É claro que tudo tem seu tempo, mas os pais e responsáveis nunca devem omitir a orientação correta. No caso dos adolescentes, se não se sentirem seguros com a resposta do adulto, é bem provável que eles busquem informações por conta própria — e o risco é que façam isso em fontes não confiáveis. Quando não souber o que falar, diga “Ótima pergunta, mas não sei te responder agora. Vou pesquisar”, como propõe a professora da UEL.

Como nem sempre essa é uma tarefa fácil para pais e mães, a escola também tem seu papel. Até porque é lá onde as crianças se sentem mais à vontade para tirar dúvidas, contar seus medos e desenvolver suas opiniões pessoais. “A educação sexual que eu defendo é emancipatória. Ensinar para que os jovens vivam bem com sua sexualidade, com liberdade e respeito, que sejam críticos e saibam identificar situações para serem capazes de se posicionar”, afirma Figueiró.

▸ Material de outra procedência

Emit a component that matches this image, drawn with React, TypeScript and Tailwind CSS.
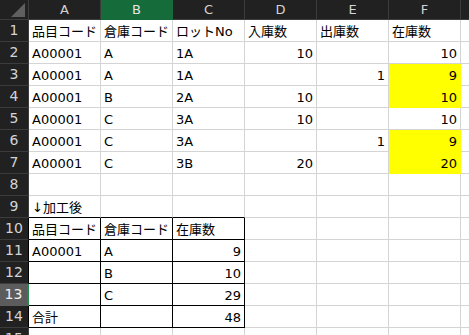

Felizmente, isso já acontece em instituições de ensino básico do país. É o caso da Escola de Aplicação, da USP, que tem um projeto desde 1996 para abordar questões sexuais com os alunos. Inicialmente, ele foi chamado de “Orientação Sexual Adolescente”, mas hoje é conhecido como “Gênero e Sexualidade“. Um dos objetivos da iniciativa é falar sobre isso com os jovens de forma educativa, e não de maneira preconceituosa ou discriminatória.

Em seu site, a Escola de Aplicação tem uma página aberta apresentando as principais discussões do projeto. São temas como construção e reconstrução de identidade, desigualdade de gênero e questões relacionadas à sexualidade e à orientação sexual. “Não queremos, em momento nenhum, impor. Nossa única proibição é homofobia, racismo e machismo. Aqui, a gente não tolera isso. Mas as pessoas são diferentes e vão levar vidas diferentes. As decisões são deles [os alunos]”, pontua o professor José Carlos Carreiro Carreiro, um dos responsáveis pelo projeto, à GALILEU.

A professora de teatro da escola, Adriana de Oliveira, ressalta que a instituição também respeita a idade e evolução das crianças, mas desde o ensino fundamental determinados assuntos são tratados. “Com os pequenos, nós falamos que não existem brincadeiras de menino e de menina; todos podem brincar. Falamos sobre as cores, rosa e azul, sobre vestimentas e até corte de cabelo”, detalha. “A gente explica que existem diversos tipos de famílias: não tem só pai, mãe, irmão e acabou. Existem pais héteros, homossexuais, mães solos, pais solos… não deixam de ser família!”

Conforme os alunos vão ficando mais velhos, é hora de abordar temas como infecções sexualmente transmissíveis, prevenção de gravidez e consentimento. “[Falamos] Até mesmo sobre pornografia. A gente não vai proibir e falar ‘Não veja! Tá errado!’, mas vamos falar da indústria, do papel da mulher, dos problemas que envolvem este mercado. O aluno vai saber o que fazer a partir disso”, relata Oliveira. Um ótimo exemplo a ser seguido Brasil afora. Tratar a sexualidade como um tabu e estimular o desconhecimento sobre algo tão natural na vida do ser humano não vai ajudar os adolescentes — ao contrário: promete aprofundar ainda mais todos os problemas ligados à falta de uma educação sexual adequada.